At the Strangers’ Gate: Arrivals in New York
Fans of Adam Gopnik’s work in The New Yorker will be overjoyed by his new book, At the Stranger’s Gate: Arrivals in New York. Equal parts love letter to the city of New York and memoir of his own life—from his immigration from Canada to the US to how he honed his voice as a writer—the book captures what it means to be beginning. The start of a life, of a career, of making a home in a new country, of finding yourself.
Perhaps the greatest gift of At the Stranger’s Gate, though, is in Gopnik’s incredible eye for detail and ability to craft a metaphor from seemingly anything. Where the first chapter of the book is a reflection on a tiny apartment that he and his wife Martha made into their own closet storybook, the second is a meditation on the loss of a pair of pants, the bottom half of an extravagantly purchased suit. It is that second chapter that establishes the tone for the rest of the book; part wistful, part philosophical, it is the kind of writing a teacher would show a class and say, “This, here. This is what you should aim for.” Full well knowing few people ever reach Gopnik’s level of honesty and artistry.

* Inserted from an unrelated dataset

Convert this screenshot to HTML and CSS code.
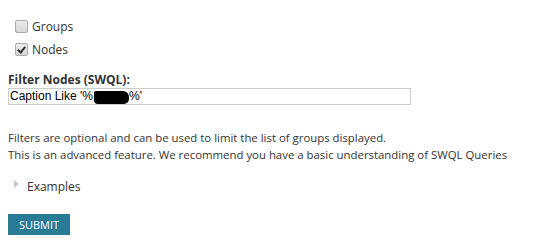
FILE: index.html
```html
<!DOCTYPE html>
<html lang="en">
<head>
  <meta charset="UTF-8">
  <title>Filter</title>
  <link rel="stylesheet" href="styles.css">
</head>
<body>
  <div class="options">
    <label class="check"><input type="checkbox"> Groups</label>
    <label class="check"><input type="checkbox" checked> Nodes</label>
  </div>

  <div class="filter">
    <div class="filter-title">Filter Nodes (SWQL):</div>
    <div class="filter-box">Caption Like '%<span class="redact"></span>%'</div>
  </div>

  <p class="note">
    Filters are optional and can be used to limit the list of groups displayed.<br>
    This is an advanced feature. We recommend you have a basic understanding of SWQL Queries
  </p>

  <div class="examples"><span class="arrow"></span>Examples</div>

  <button class="submit">SUBMIT</button>
</body>
</html>
```

FILE: styles.css
```css
body {
  font-family: "Open Sans", sans-serif;
  font-size: 12px;
  color: #333;
  background: white;
  margin: 8px;
}

.options {
  padding: 10px 0 0 7px;
  display: flex;
  flex-direction: column;
  gap: 6px;
}

.check {
  display: flex;
  align-items: center;
  gap: 4px;
  font-size: 12px;
  color: #333;
  height: 17px;
}

.check input {
  appearance: none;
  margin: 0;
  width: 13px;
  height: 13px;
  border: 1px solid #aaa;
  border-radius: 2px;
  background: linear-gradient(#eee, #d6d6d6);
  position: relative;
}

.check input:checked::after {
  content: "";
  position: absolute;
  left: 3px;
  top: 1px;
  width: 3px;
  height: 6px;
  border: solid #333;
  border-width: 0 2px 2px 0;
  transform: rotate(40deg);
}

.filter {
  margin-top: 14px;
}

.filter-title {
  font-weight: bold;
  font-size: 12px;
  line-height: 16px;
}

.filter-box {
  width: 400px;
  height: 15px;
  border: 1px solid #ccc;
  font-family: "Liberation Sans", Arial, sans-serif;
  font-size: 12px;
  line-height: 15px;
  color: #000;
  padding-left: 1px;
  display: flex;
  align-items: center;
}

.redact {
  display: inline-block;
  width: 35px;
  height: 13px;
  margin: 1px 0 0 1px;
  background: #000;
  border-radius: 2px 6px 5px 4px;
}

.note {
  margin: 24px 0 0 0;
  font-size: 11.4px;
  line-height: 17px;
}

.examples {
  margin-top: 14px;
  padding-left: 6px;
  display: flex;
  align-items: center;
  gap: 8px;
  font-size: 12px;
  height: 18px;
}

.arrow {
  width: 0;
  height: 0;
  border-left: 5px solid #c8c8c8;
  border-top: 4px solid transparent;
  border-bottom: 4px solid transparent;
  margin-top: -5px;
}

.submit {
  margin-top: 19px;
  background: #297a95;
  color: white;
  border: none;
  font-family: "Open Sans", sans-serif;
  font-size: 11px;
  width: 62px;
  height: 21px;
  padding: 0;
  border-radius: 0;
}
```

Later moments in the book—lavish dinners, a loft full of mice, the seasons changing in New York beneath seemingly ever-graying skies—are so beautifully rendered that reading the pages is a bit like studying a painting up close. The more you pour over the details, the more drawn in you are to a scene that transforms with each new moment of observation. If you are a lover of New York, or a fanatic for the written word, Gopnik’s latest book is an absolute treat.